Quality managers need specialized validation protocols including gas compatibility testing, compression set testing, and stress relaxation testing. Project managers must include natural gas aging verification in critical path schedules, prohibiting release based solely on initial leak testing.
Supplier management requires change control mechanisms where any modifications to polymer systems, formulation ratios, vulcanization systems, or filler systems trigger re-validation requirements.

Sample validation must verify initial leak-tight performance, post-aging leak-tight performance, and post-temperature cycling leak-tight performance. DV testing should include natural gas media aging, pressure cycling, and thermal cycling. PV testing must use production materials and processes with long-term verification.
Production validation requires batch traceability, material consistency auditing, and periodic media verification. Acceptance standards must simultaneously satisfy leakage rate, compression set, stress relaxation, and media compatibility requirements.

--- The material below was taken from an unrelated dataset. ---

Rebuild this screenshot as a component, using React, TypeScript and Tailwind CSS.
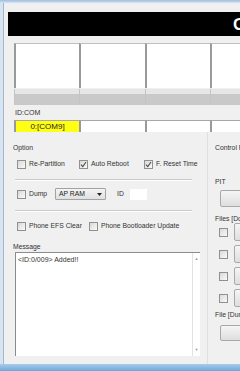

Risk warning systems should immediately investigate increasing leakage rates, gasket swelling, decreasing compression thickness, or abnormal torque retention rates, as these typically indicate impending natural gas sealing failures.
Conclusion
For natural gas gasket projects, the biggest risk isn't dimensional errors but incorrectly treating natural gas sealing as simple pressure resistance problems rather than comprehensive long-term material compatibility challenges.